I went through a series of test to determine the areas of my brain where my seizures were occurring. The tests showed a number of different areas of my brain responsible for my different types of seizures, but they did locate an area on my left temporal lobe that most of my grand mal seizures were occurring. I had left temporal lobe surgery performed and it was very helpful reducing the frequency of my grand mal seizures, but the frequency of my partial seizures was not affected. Also, the area in my left temporal lobe that was operated on seriously affected my short-term memory, making life more difficult. Fewer grand mal seizures as a result of the surgery was a step in the right direction, but I still had a major challenge with partial seizures on a daily basis.

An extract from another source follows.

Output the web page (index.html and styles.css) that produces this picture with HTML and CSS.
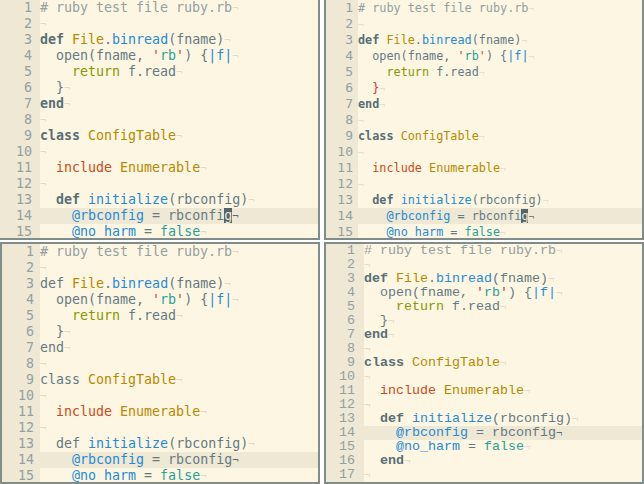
FILE: index.html
```html
<!DOCTYPE html>
<html>
<head>
<meta charset="utf-8">
<link rel="stylesheet" href="styles.css">
</head>
<body>
<div class="grid">
  <div class="pane pane-tl">
    <div class="gutter"><div>1</div><div>2</div><div>3</div><div>4</div><div>5</div><div>6</div><div>7</div><div>8</div><div>9</div><div>10</div><div>11</div><div>12</div><div>13</div><div>14</div><div>15</div></div>
    <div class="code">
      <div class="line"><span class="c"># ruby test file ruby.rb</span><span class="eol">¬</span></div>
      <div class="line"><span class="eol">¬</span></div>
      <div class="line"><span class="k">def</span> <span class="t">File</span>.<span class="f">binread</span>(fname)<span class="eol">¬</span></div>
      <div class="line">  open(fname, <span class="q">'</span><span class="s">rb</span><span class="q">'</span>) {<span class="f">|f|</span><span class="eol">¬</span></div>
      <div class="line">    <span class="r">return</span> f.read<span class="eol">¬</span></div>
      <div class="line">  }<span class="eol">¬</span></div>
      <div class="line"><span class="k">end</span><span class="eol">¬</span></div>
      <div class="line"><span class="eol">¬</span></div>
      <div class="line"><span class="k">class</span> <span class="t">ConfigTable</span><span class="eol">¬</span></div>
      <div class="line"><span class="eol">¬</span></div>
      <div class="line">  <span class="i">include</span> <span class="t">Enumerable</span><span class="eol">¬</span></div>
      <div class="line"><span class="eol">¬</span></div>
      <div class="line">  <span class="k">def</span> <span class="f">initialize</span>(rbconfig)<span class="eol">¬</span></div>
      <div class="line cur">    <span class="f">@rbconfig</span> = rbconfi<span class="cursor">g</span><span class="eol">¬</span></div>
      <div class="line">    <span class="f">@no_harm</span> = <span class="s">false</span><span class="eol">¬</span></div>
    </div>
  </div>
  <div class="pane pane-tr">
    <div class="gutter"><div>1</div><div>2</div><div>3</div><div>4</div><div>5</div><div>6</div><div>7</div><div>8</div><div>9</div><div>10</div><div>11</div><div>12</div><div>13</div><div>14</div><div>15</div></div>
    <div class="code">
      <div class="line"><span class="c"># ruby test file ruby.rb</span><span class="eol">¬</span></div>
      <div class="line"><span class="eol">¬</span></div>
      <div class="line"><span class="k">def</span> <span class="t">File</span>.<span class="f">binread</span>(fname)<span class="eol">¬</span></div>
      <div class="line">  open(fname, <span class="q">'</span><span class="s">rb</span><span class="q">'</span>) {<span class="f">|f|</span><span class="eol">¬</span></div>
      <div class="line">    <span class="r">return</span> f.read<span class="eol">¬</span></div>
      <div class="line">  <span class="q">}</span><span class="eol">¬</span></div>
      <div class="line"><span class="k">end</span><span class="eol">¬</span></div>
      <div class="line"><span class="eol">¬</span></div>
      <div class="line"><span class="k">class</span> <span class="t">ConfigTable</span><span class="eol">¬</span></div>
      <div class="line"><span class="eol">¬</span></div>
      <div class="line">  <span class="i">include</span> <span class="t">Enumerable</span><span class="eol">¬</span></div>
      <div class="line"><span class="eol">¬</span></div>
      <div class="line">  <span class="k">def</span> <span class="f">initialize</span>(rbconfig)<span class="eol">¬</span></div>
      <div class="line cur">    <span class="f">@rbconfig</span> = rbconfi<span class="cursor">g</span><span class="eol">¬</span></div>
      <div class="line">    <span class="f">@no_harm</span> = <span class="s">false</span><span class="eol">¬</span></div>
    </div>
  </div>
  <div class="pane pane-bl">
    <div class="gutter"><div>1</div><div>2</div><div>3</div><div>4</div><div>5</div><div>6</div><div>7</div><div>8</div><div>9</div><div>10</div><div>11</div><div>12</div><div>13</div><div>14</div><div>15</div></div>
    <div class="code">
      <div class="line"><span class="c"># ruby test file ruby.rb</span><span class="eol">¬</span></div>
      <div class="line"><span class="eol">¬</span></div>
      <div class="line"><span class="k">def</span> <span class="t">File</span>.<span class="f">binread</span>(fname)<span class="eol">¬</span></div>
      <div class="line">  open(fname, <span class="q">'</span><span class="s">rb</span><span class="q">'</span>) {<span class="f">|f|</span><span class="eol">¬</span></div>
      <div class="line">    <span class="r">return</span> f.read<span class="eol">¬</span></div>
      <div class="line">  }<span class="eol">¬</span></div>
      <div class="line"><span class="k">end</span><span class="eol">¬</span></div>
      <div class="line"><span class="eol">¬</span></div>
      <div class="line"><span class="k">class</span> <span class="t">ConfigTable</span><span class="eol">¬</span></div>
      <div class="line"><span class="eol">¬</span></div>
      <div class="line">  <span class="i">include</span> <span class="t">Enumerable</span><span class="eol">¬</span></div>
      <div class="line"><span class="eol">¬</span></div>
      <div class="line">  <span class="k">def</span> <span class="f">initialize</span>(rbconfig)<span class="eol">¬</span></div>
      <div class="line cur">    <span class="f">@rbconfig</span> = rbconfig<span class="eol">¬</span></div>
      <div class="line">    <span class="f">@no_harm</span> = <span class="s">false</span><span class="eol">¬</span></div>
    </div>
  </div>
  <div class="pane pane-br">
    <div class="gutter"><div>1</div><div>2</div><div>3</div><div>4</div><div>5</div><div>6</div><div>7</div><div>8</div><div>9</div><div>10</div><div>11</div><div>12</div><div>13</div><div>14</div><div>15</div><div>16</div><div>17</div></div>
    <div class="code">
      <div class="line"><span class="c"># ruby test file ruby.rb</span><span class="eol">¬</span></div>
      <div class="line"><span class="eol">¬</span></div>
      <div class="line"><span class="k">def</span> <span class="t">File</span>.<span class="f">binread</span>(fname)<span class="eol">¬</span></div>
      <div class="line">  open(fname, <span class="q">'</span><span class="s">rb</span><span class="q">'</span>) {<span class="f">|f|</span><span class="eol">¬</span></div>
      <div class="line">    <span class="r">return</span> f.read<span class="eol">¬</span></div>
      <div class="line">  }<span class="eol">¬</span></div>
      <div class="line"><span class="k">end</span><span class="eol">¬</span></div>
      <div class="line"><span class="eol">¬</span></div>
      <div class="line"><span class="k">class</span> <span class="t">ConfigTable</span><span class="eol">¬</span></div>
      <div class="line"><span class="eol">¬</span></div>
      <div class="line">  <span class="i">include</span> <span class="t">Enumerable</span><span class="eol">¬</span></div>
      <div class="line"><span class="eol">¬</span></div>
      <div class="line">  <span class="k">def</span> <span class="f">initialize</span>(rbconfig)<span class="eol">¬</span></div>
      <div class="line cur">    <span class="f">@rbconfig</span> = rbconfig<span class="eol">¬</span></div>
      <div class="line">    <span class="f">@no_harm</span> = <span class="s">false</span><span class="eol">¬</span></div>
      <div class="line">  <span class="k">end</span><span class="eol">¬</span></div>
      <div class="line"><span class="eol">¬</span></div>
    </div>
  </div>
</div>
</body>
</html>
```
FILE: styles.css
```css
html, body {
  margin: 0;
  padding: 0;
  background: #ffffff;
}
.grid {
  display: grid;
  grid-template-columns: 320px 320px;
  grid-template-rows: 240px 242px;
  column-gap: 4px;
  row-gap: 2px;
  width: 644px;
  height: 484px;
}
.pane {
  display: flex;
  overflow: hidden;
  background: #fdf6e3;
  color: #657b83;
  font-family: "DejaVu Sans Mono", monospace;
  font-size: 13.3px;
  line-height: 16px;
  border: 0 solid #818d8b;
}
.pane-tl {
  border-right-width: 2px;
  border-bottom-width: 2px;
}
.pane-tr {
  border-left-width: 2px;
  border-right-width: 2px;
  border-bottom-width: 2px;
}
.pane-bl {
  border-width: 2px;
}
.pane-br {
  border-width: 2px;
}
.gutter {
  background: #eee8d5;
  color: #93a1a1;
  text-align: right;
  flex: none;
  box-sizing: border-box;
}
.code {
  flex: 1;
  min-width: 0;
}
.line {
  height: 16px;
  white-space: pre;
}
.gutter > div {
  height: 16px;
}
.pane-tl .gutter { width: 40px; padding-right: 8px; }
.pane-bl .gutter { width: 38px; padding-right: 6px; }
.pane-tr .gutter { width: 32px; padding-right: 5px; }
.pane-tr { font-size: 11.8px; }
.pane-tr .gutter { font-size: 13px; }
.pane-br { font-family: "Liberation Mono", monospace; font-size: 13.33px; line-height: 14px; }
.pane-br .line, .pane-br .gutter > div { height: 14px; }
.pane-br .gutter { width: 38px; padding-right: 9px; }

.cur { background: #eee8d5; }
.c { color: #93a1a1; }
.k { color: #586e75; font-weight: bold; }
.pane-bl .k { font-weight: normal; color: #657b83; }
.t { color: #b58900; }
.f { color: #268bd2; }
.s { color: #2aa198; }
.q { color: #dc322f; }
.r { color: #859900; }
.i { color: #cb4b16; }
.eol { color: #e2dbc7; font-size: 0.8em; }
.cur .eol { color: #586e75; }
.cursor { background: #52646c; color: #eee8d5; }
```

Relationship Issues – are invisible

Epilepsy also affects my family and my friends. Each of my family members and friends experience it a bit differently. Studies show that the mere diagnosis of epilepsy can have a negative impact on all family members and friends. Each can experience feelings of intense anxiety as to when seizures will occur and their future implications. Also, they sense a of loss of control as there are an increased number of medical appointments and changes in daily routines. Unfortunately, these individuals, like most of the general public have no true idea how my epilepsy is affecting me and my family in so many different ways – it is not simply just the seizures. The hidden and unpredictable nature of my epilepsy make it hard for my family and friends to truly understand my epilepsy.

My epilepsy is invisible

Being disabled with epilepsy has be very hard and challenging for me to deal with on a daily basis. But add to the fact that epilepsy is an invisible disability makes it truly challenging and so frustrating in so many different ways. The pressure is always there, but I successfully deal with it. I try to live my life in as normal a way as possible. I know the strength it takes to help me make it through the day when my body is failing me, even if no one can see it. I try to stay focused to succeed in life with my invisible disability. I can’t rely on others to increase awareness about my disabilities for me. I need to figure out how to maximize the exposure of my epilepsy, so I can increase public awareness and education about epilepsy. My principal goal is to raise awareness about epilepsy for the public at large to combat ignorance, in the hope that this will lead to a better understanding and quality of life for people living with epilepsy. “Epilepsy is more than just seizures”.